While well intended, and requested by some firms, one wonders what appetite there will be for firms to share or request such information from each other. The power could be very useful where firms’ interests align. On the other hand, the decision to submit a SAR is often finely balanced; MLROs may not always agree and one firm may feel it is obliged to submit a SAR if the other is intending to.
Suspicious Activity Reports – Moratorium period
A firm must request approval from the NCA to engage in activity relating to property it suspects as being the proceeds of crime. Currently the NCA may refuse its consent. If this occurs, the refusal has the effect of stopping the activity occurring for up to 31 days – the so-called ‘moratorium period’. The Bill provides for the moratorium period to be extended for additional 31 day periods – up to a maximum of 186 days (i.e. 6 months).
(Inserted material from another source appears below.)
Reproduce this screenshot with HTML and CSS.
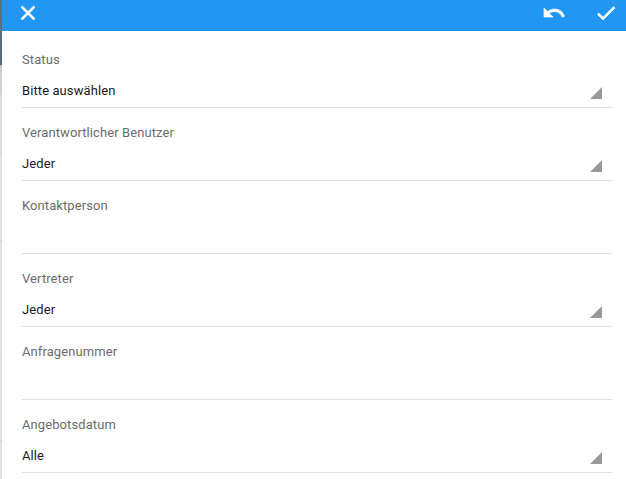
FILE: index.html
```html
<!DOCTYPE html>
<html lang="de">
<head>
<meta charset="utf-8">
<title>Filter</title>
<link rel="stylesheet" href="styles.css">
</head>
<body>
<div class="backdrop"></div>
<main class="panel">
  <header class="toolbar">
    <svg class="icon" viewBox="0 0 24 24"><path d="M19 6.41 17.59 5 12 10.59 6.41 5 5 6.41 10.59 12 5 17.59 6.41 19 12 13.41 17.59 19 19 17.59 13.41 12z"/></svg>
    <div class="actions">
      <svg class="icon" viewBox="0 0 24 24"><path d="M12.5 8c-2.65 0-5.05.99-6.9 2.6L2 7v9h9l-3.62-3.62c1.39-1.16 3.16-1.88 5.12-1.88 3.54 0 6.55 2.31 7.6 5.5l2.37-.78C21.08 11.03 17.15 8 12.5 8z"/></svg>
      <svg class="icon" viewBox="0 0 24 24"><path d="M9 16.17 4.83 12l-1.42 1.41L9 19 21 7l-1.41-1.41z"/></svg>
    </div>
  </header>
  <div class="form">
    <div class="field"><div class="label">Status</div><div class="value select">Bitte auswählen</div></div>
    <div class="field"><div class="label">Verantwortlicher Benutzer</div><div class="value select">Jeder</div></div>
    <div class="field"><div class="label">Kontaktperson</div><div class="value"></div></div>
    <div class="field"><div class="label">Vertreter</div><div class="value select">Jeder</div></div>
    <div class="field"><div class="label">Anfragenummer</div><div class="value"></div></div>
    <div class="field"><div class="label">Angebotsdatum</div><div class="value select">Alle</div></div>
  </div>
</main>
</body>
</html>
```
FILE: styles.css
```css
* { box-sizing: border-box; }
body {
  margin: 0;
  height: 479px;
  display: flex;
  overflow: hidden;
  background: #fff;
  font: 13px/20px Roboto, sans-serif;
  letter-spacing: 0.09px;
}
.backdrop {
  flex: 0 0 2px;
  background: linear-gradient(#607078 0, #546e7d 65px, #bdbdbd 65px, #cfcfcf 69px, #d2d2d2 95px, #dcdcdc 95px, #dcdcdc 157px, #e2e2e2 157px, #e2e2e2 240px, #d3d3d3 240px, #d3d3d3 241px, #e2e2e2 241px, #e2e2e2 357px, #d3d3d3 357px, #d3d3d3 358px, #e2e2e2 358px, #e2e2e2 440px, #d3d3d3 440px, #d3d3d3 441px, #e2e2e2 441px);
}
.panel { flex: 1; }
.toolbar {
  display: flex;
  justify-content: space-between;
  height: 31px;
  padding: 1px 8px 0 14px;
  background: #2196f3;
}
.actions { display: flex; gap: 28px; }
.icon {
  display: block;
  width: 24px;
  height: 24px;
  fill: #fff;
  stroke: #fff;
  stroke-width: 0.7px;
}
.form { padding: 4px 14px 0 20px; }
.field {
  height: 73px;
  padding-top: 15px;
  border-bottom: 1px solid #e0e0e0;
}
.label { color: #6b6b6b; }
.value {
  display: flex;
  justify-content: space-between;
  height: 20px;
  margin-top: 11px;
  padding-right: 10px;
  color: #1a1a1a;
}
.select::after {
  content: "";
  width: 12px;
  height: 12px;
  margin-top: 6px;
  background: #999;
  clip-path: polygon(100% 0, 100% 100%, 0 100%);
}
```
A potential six-fold increase in the moratorium period may raise concerns in time critical transactions. However, as long as refusal of consent by the NCA remains the exception rather than the norm, firms may consider it the lesser of two evils. There had been talk of an end to the consent-based system, however, the Government’s consultation response, published alongside the Bill, states “the Government does not intend to remove the consent regime at this time”.
Given the current political climate, it is hard to see the Criminal Finances Bill not making it onto the statute books in one form or another. The obvious question for firms given the Bill’s potentially significant impact is when it will become law.
This is difficult to answer with certainty: the Bill is at a very early stage and Parliament may be focused on other issues in the coming months. However, in 2018 the UK’s anti money laundering regime is due to be reviewed by the global Financial Action Task Force. With the Criminal Finances Bill forming a key plank of the Government’s Anti-Money Laundering Action Plan, it seems probable there will be a drive to have the legislation in place (if not in effect) before the review. In the meantime, we will monitor its progress and look out for any substantial amendments to the Bill.